Sexperts advocate relaxing relationship rules

Sexperts advocate relaxing relationship rules

US author and psychologist Christopher Ryan, in Australia for Sydney’s recent Festival of Dangerous Ideas, told the Star Observer he was revelling in the attention his recently-released book Sex At Dawn: The Prehistoric Origins of Modern Sexuality was garnering.

“It’s great, I’ve always wanted to be dangerous. I’m a dorky white guy, so it’s not easy to do,” the affable Ryan joked.

The book, co-written with his wife Dr Cacilda Jetha, is an illuminating look at some of the biggest issues facing modern relationships, both gay and straight: namely, why so many find long-term fidelity difficult, and why sexual passion can fade even as love deepens.

Gay American author and sex columnist Dan Savage called it “the single most important book on human sexuality since Kinsey unleashed Sexual Behaviour of the Human Male on the American public in 1948”.

As Ryan explained, too many modern unions falter when couples put an overwhelming emphasis on the importance of sexual fidelity.

He and Jetha are not here to tell us monogamy is wrong. Rather, they offer a compelling explanation (based on everything from our prehistoric ancestors to our modern-day primate relatives) for why we find it so difficult.

“We have an omnivorous sexuality. It’s clear in our genitalia, our behaviour, our physiology,” Ryan said.

“And yet we live in a society that tells us — in terms of sexuality — there’s something wrong with you if you feel that way. All we’re saying is, let’s reframe this discussion in a more accurate way.

“Don’t feel like you’re a bad person because you feel this way. It’s because you are a person that you feel this way.

“Approach your relationship from an informed, realistic perspective and you’ll have a better chance of succeeding. Guilt-tripping and ignorance don’t work very well.”

Despite their combined years of experience in sex research, Ryan admitted that much surprised he and Jetha when writing the book.

“All the stuff about the invention of the vibrator — that it was a technological response from doctors whose arms were tired from masturbating women all day because their sexuality had been pathologised into hysteria!

“And partible paternity — people who believe the fetus is made of accumulated semen, so the woman has sex with five or six different men in order to get all their different qualities into her baby. All those things and many more blew my mind.”

The book makes particularly empowering reading for women, as it traces how forces as disparate as religion, medical science and agriculture have conspired to thwart female sexuality.

“We’ve received more than a few emails from women who’ve said they’ve had to stop reading every few pages and masturbate.
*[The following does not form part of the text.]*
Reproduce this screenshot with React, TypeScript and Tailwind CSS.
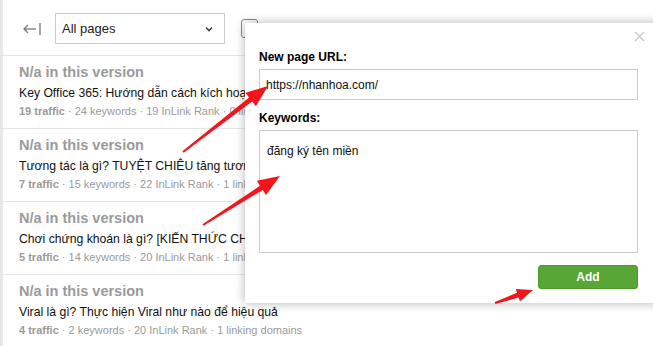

If women feel this libido, and live in a society that tells them, ‘It’s wrong, it’s pathological, don’t admit it even to yourself’, to read a book like this is very liberating.
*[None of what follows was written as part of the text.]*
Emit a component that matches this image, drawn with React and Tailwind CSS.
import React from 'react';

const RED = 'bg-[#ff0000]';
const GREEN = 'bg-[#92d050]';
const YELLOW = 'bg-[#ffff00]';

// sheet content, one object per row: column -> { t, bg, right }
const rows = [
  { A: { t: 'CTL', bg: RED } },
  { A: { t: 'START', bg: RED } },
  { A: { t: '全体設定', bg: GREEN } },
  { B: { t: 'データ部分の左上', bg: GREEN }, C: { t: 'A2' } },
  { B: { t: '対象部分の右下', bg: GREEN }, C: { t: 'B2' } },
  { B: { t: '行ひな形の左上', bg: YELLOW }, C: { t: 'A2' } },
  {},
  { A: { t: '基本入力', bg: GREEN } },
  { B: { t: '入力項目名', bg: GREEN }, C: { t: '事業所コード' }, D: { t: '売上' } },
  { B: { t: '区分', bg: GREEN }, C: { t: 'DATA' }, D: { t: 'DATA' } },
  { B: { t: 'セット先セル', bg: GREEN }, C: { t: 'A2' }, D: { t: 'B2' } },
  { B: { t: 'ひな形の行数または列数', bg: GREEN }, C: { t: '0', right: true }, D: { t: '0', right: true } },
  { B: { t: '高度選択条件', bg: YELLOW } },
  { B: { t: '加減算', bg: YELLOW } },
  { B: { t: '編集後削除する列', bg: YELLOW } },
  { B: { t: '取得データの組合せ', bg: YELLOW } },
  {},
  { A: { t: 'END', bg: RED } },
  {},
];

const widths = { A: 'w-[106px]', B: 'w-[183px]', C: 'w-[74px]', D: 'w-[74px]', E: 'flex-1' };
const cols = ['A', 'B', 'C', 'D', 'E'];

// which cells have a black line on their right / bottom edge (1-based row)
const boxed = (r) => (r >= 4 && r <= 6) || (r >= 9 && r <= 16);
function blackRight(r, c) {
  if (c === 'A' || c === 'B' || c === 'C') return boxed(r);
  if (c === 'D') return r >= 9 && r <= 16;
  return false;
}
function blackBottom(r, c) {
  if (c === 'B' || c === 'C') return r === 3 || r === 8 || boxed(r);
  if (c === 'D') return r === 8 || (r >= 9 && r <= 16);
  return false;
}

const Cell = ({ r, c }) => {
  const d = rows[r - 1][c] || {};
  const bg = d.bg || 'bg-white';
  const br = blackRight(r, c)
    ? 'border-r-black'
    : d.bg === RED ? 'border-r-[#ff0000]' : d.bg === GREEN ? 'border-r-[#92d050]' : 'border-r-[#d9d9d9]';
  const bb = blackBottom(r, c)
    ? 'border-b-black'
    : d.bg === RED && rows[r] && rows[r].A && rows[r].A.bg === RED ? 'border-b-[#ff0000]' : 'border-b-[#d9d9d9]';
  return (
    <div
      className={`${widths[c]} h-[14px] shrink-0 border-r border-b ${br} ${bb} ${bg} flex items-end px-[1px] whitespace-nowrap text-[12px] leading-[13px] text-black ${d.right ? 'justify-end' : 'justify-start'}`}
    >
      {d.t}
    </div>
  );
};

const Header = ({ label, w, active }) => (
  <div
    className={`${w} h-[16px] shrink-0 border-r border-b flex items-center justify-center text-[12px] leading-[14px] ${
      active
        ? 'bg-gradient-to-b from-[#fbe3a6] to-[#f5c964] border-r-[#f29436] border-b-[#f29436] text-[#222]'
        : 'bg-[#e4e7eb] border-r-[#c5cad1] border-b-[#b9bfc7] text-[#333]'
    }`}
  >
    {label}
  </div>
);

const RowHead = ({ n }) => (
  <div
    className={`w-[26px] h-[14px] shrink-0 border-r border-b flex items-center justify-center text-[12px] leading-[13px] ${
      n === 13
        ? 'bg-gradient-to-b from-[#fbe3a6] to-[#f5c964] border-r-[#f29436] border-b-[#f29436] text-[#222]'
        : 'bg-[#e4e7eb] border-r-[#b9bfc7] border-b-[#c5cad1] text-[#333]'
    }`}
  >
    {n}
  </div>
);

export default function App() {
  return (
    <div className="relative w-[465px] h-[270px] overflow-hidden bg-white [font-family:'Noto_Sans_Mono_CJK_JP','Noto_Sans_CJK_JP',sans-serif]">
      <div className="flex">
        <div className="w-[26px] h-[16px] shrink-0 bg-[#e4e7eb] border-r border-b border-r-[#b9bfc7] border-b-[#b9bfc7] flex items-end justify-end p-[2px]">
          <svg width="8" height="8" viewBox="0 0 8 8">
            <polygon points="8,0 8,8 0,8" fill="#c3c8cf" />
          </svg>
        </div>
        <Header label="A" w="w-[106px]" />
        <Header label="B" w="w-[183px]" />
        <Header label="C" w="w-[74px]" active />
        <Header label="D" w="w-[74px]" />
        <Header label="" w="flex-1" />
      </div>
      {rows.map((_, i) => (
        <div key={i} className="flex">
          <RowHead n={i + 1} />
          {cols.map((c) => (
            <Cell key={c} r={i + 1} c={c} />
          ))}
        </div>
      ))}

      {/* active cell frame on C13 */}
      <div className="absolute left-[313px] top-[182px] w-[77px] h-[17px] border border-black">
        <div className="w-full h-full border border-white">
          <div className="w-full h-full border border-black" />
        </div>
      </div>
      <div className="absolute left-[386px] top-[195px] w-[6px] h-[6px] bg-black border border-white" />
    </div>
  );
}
“I knew women would respond to the book — never in my life did I think it would turn them on.”

Ryan said, when it comes to facing our sexual desires, it’s not just gay and lesbian people who need to ‘come out’. Heterosexuals should follow our lead and undergo some self-examination too.

“The last section of the book is called ‘Everybody Out of the Closet’. People who don’t fit the dominant paradigm, in order to be true to themselves, have to go through a process of confronting the ways they don’t fit into the expectations placed upon them,” he said.

“That’s a very difficult process, but also very empowering, because you come out the other side without a lot of your bullshit — it gets stripped away.

“What we’re trying to say in the book is it’s not only gay people who have to do that — we all do.

“The problem is for straight people it’s much easier to go through life with all that bullshit still clinging to you and to never confront it. So you’ve got guys who know in their hearts they’re not monogamous, but who swear on the Bible, sign the [marriage] papers and then are out screwing someone in secret two weeks later.

“You don’t find that as much in gay relationships, because they talk about what they feel. They’ve worked too hard to live a lie. Heterosexuals should learn that from the gay community.”

While Ryan and Jetha keep a dignified silence about their own relationship (“We decided the smartest way to deal with it was with a stock answer: ‘Our relationship is informed by our research’,” he chuckled), he said it was important for couples to discover what works for them.

“The assumption that open relationships don’t work always cracks me up. I hear it from therapists a lot. I tell them, ‘Happy couples don’t come to your office — isn’t that obvious?’ ”

INFO: Sex At Dawn (Scribe Publications) out now.